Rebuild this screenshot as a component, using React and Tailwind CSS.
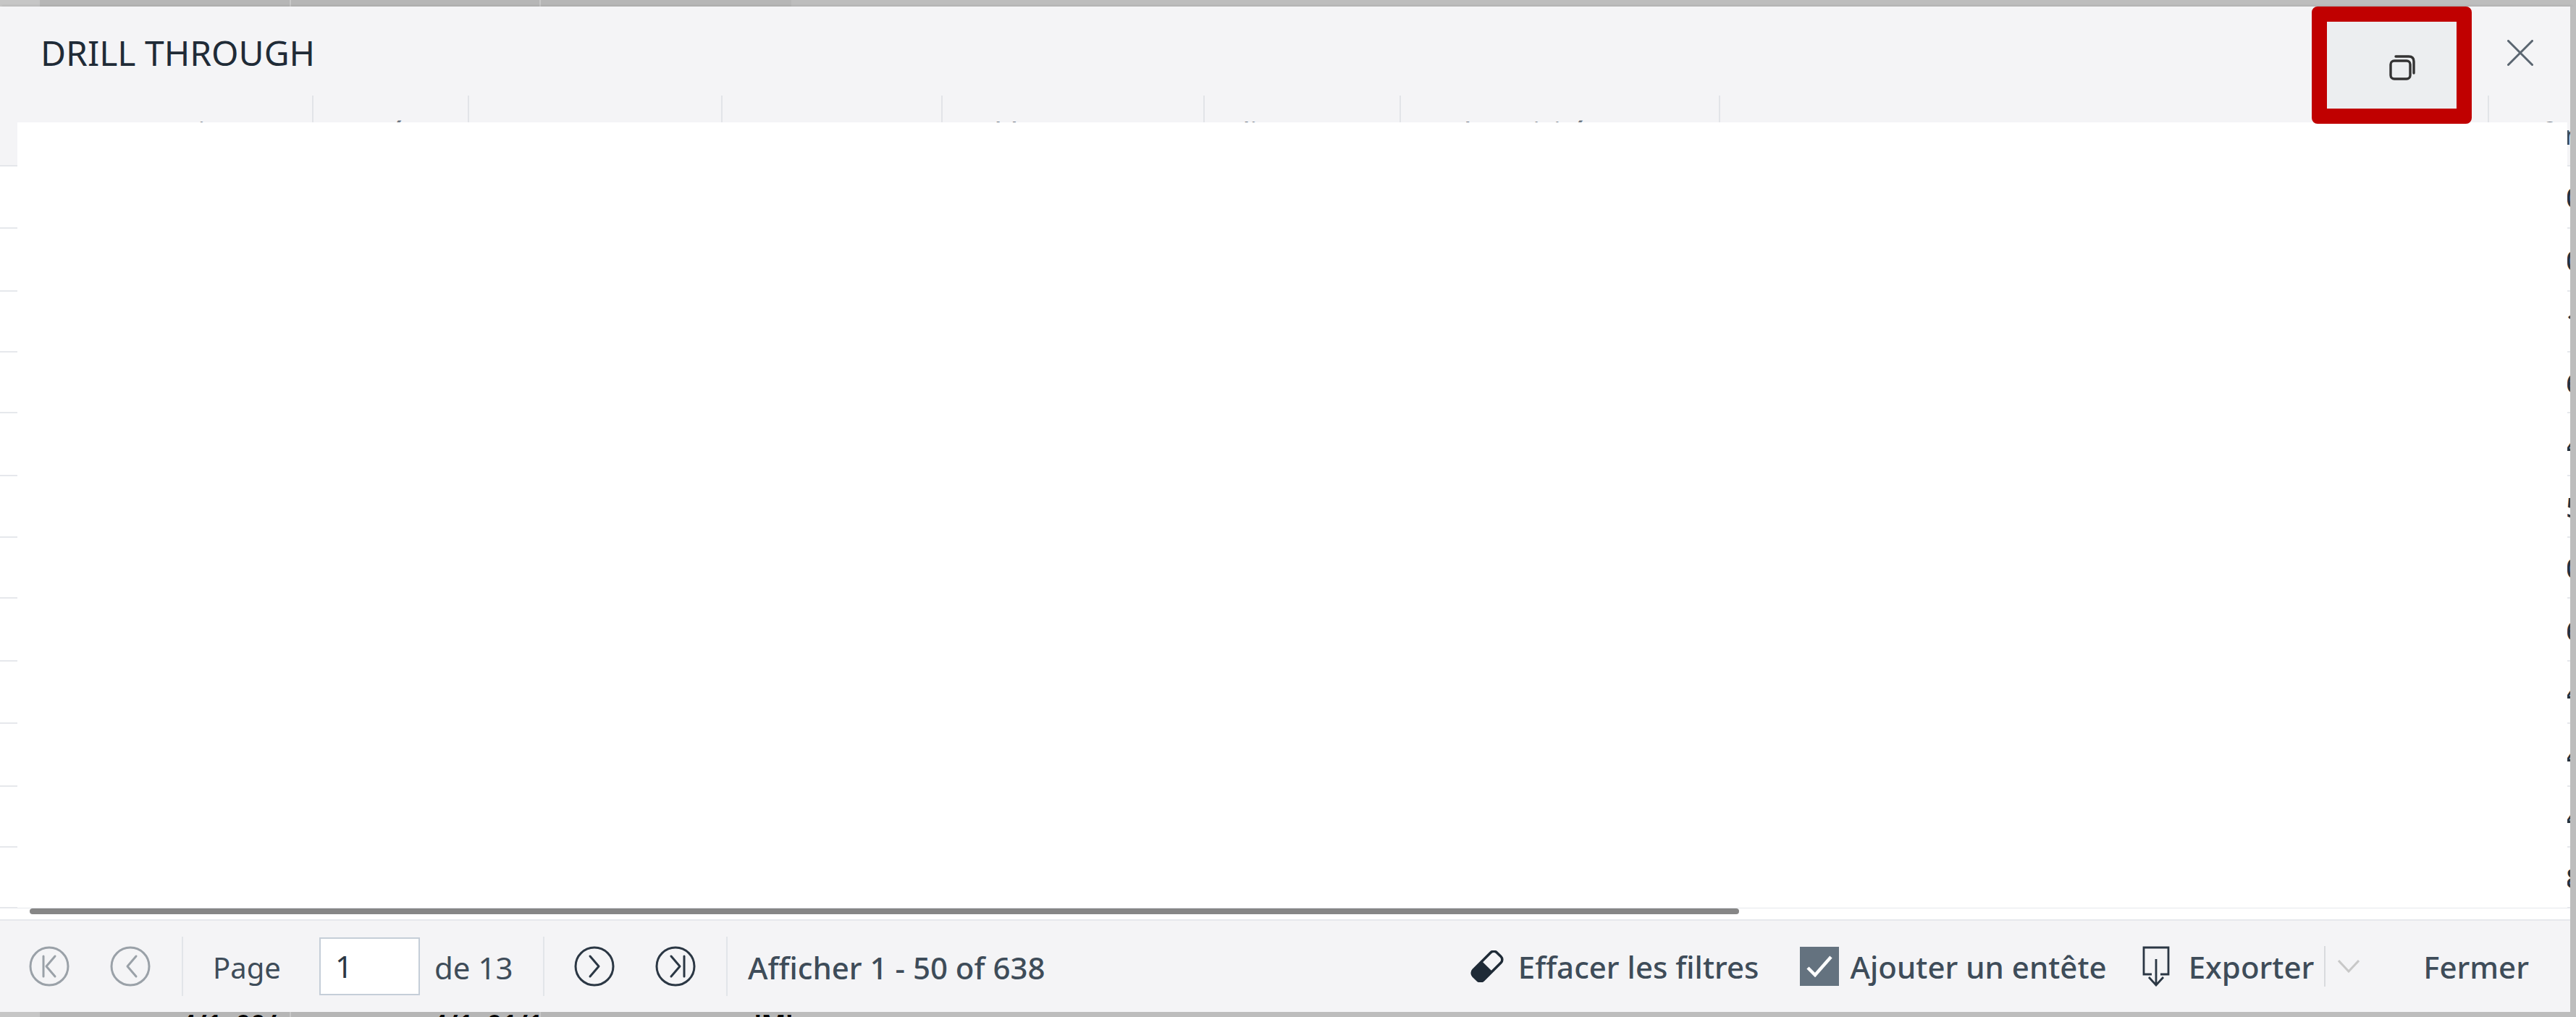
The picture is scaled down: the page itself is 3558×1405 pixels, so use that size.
--
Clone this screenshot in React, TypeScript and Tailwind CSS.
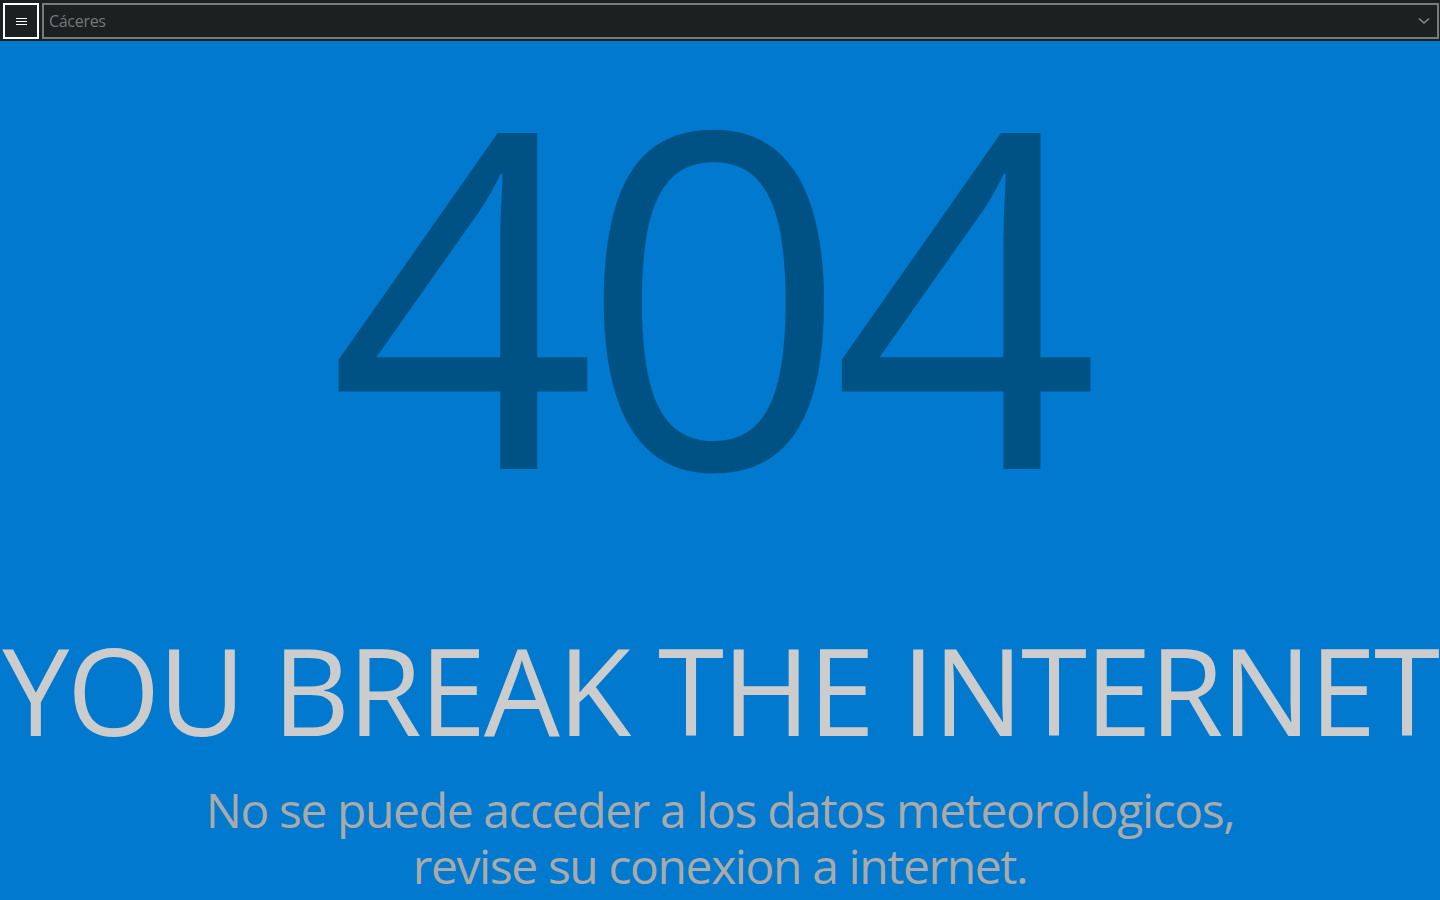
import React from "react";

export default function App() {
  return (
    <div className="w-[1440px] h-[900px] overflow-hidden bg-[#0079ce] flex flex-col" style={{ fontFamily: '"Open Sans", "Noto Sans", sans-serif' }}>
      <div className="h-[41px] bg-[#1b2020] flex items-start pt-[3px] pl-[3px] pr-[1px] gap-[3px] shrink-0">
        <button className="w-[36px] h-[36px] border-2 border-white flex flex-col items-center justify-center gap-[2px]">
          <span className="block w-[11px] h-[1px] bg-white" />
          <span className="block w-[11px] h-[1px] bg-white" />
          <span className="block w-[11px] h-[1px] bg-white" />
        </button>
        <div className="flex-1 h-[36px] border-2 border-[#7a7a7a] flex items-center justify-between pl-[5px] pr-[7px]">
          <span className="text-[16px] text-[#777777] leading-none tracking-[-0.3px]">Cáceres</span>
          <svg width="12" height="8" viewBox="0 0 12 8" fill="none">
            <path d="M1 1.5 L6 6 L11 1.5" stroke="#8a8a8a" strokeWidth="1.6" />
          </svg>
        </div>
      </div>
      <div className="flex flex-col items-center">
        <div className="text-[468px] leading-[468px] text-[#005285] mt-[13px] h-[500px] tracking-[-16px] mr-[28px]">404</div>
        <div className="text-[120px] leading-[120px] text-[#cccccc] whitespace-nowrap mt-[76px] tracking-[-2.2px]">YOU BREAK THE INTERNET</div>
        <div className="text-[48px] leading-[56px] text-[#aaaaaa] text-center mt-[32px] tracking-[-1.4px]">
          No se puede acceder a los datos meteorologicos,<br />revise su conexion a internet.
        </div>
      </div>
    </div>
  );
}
---
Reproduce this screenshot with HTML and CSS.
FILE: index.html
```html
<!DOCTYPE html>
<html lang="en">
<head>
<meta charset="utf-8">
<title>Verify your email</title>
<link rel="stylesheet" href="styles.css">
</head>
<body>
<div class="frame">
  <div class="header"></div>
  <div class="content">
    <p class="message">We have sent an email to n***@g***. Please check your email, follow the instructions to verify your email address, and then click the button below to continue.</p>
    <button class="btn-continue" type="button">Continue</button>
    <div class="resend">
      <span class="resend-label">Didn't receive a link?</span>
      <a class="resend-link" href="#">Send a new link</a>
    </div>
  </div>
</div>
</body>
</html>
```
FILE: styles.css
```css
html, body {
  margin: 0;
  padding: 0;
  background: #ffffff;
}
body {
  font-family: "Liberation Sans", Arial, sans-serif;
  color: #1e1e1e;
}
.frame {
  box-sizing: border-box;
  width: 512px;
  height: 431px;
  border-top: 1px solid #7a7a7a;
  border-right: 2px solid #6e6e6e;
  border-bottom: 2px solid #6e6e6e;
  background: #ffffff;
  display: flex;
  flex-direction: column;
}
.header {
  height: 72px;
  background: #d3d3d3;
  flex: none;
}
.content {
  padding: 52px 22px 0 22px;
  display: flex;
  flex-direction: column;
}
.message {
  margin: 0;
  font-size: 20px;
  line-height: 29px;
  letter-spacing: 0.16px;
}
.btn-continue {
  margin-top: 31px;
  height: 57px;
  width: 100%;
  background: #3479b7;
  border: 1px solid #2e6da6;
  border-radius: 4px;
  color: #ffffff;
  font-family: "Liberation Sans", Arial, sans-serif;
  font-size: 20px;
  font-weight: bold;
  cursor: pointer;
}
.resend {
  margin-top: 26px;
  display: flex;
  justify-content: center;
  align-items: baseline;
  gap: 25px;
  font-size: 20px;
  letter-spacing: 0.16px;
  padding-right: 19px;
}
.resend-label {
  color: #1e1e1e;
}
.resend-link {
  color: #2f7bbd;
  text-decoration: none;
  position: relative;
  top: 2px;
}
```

▶ _Task to carry out_: Of the lines above, quote exactly those from the one with "Rebuild this screenshot" through the one with "The picture is", ends included; pictures stay out.

▶ _Written answer_:
Rebuild this screenshot as a component, using React and Tailwind CSS.
The picture is scaled down: the page itself is 3558×1405 pixels, so use that size.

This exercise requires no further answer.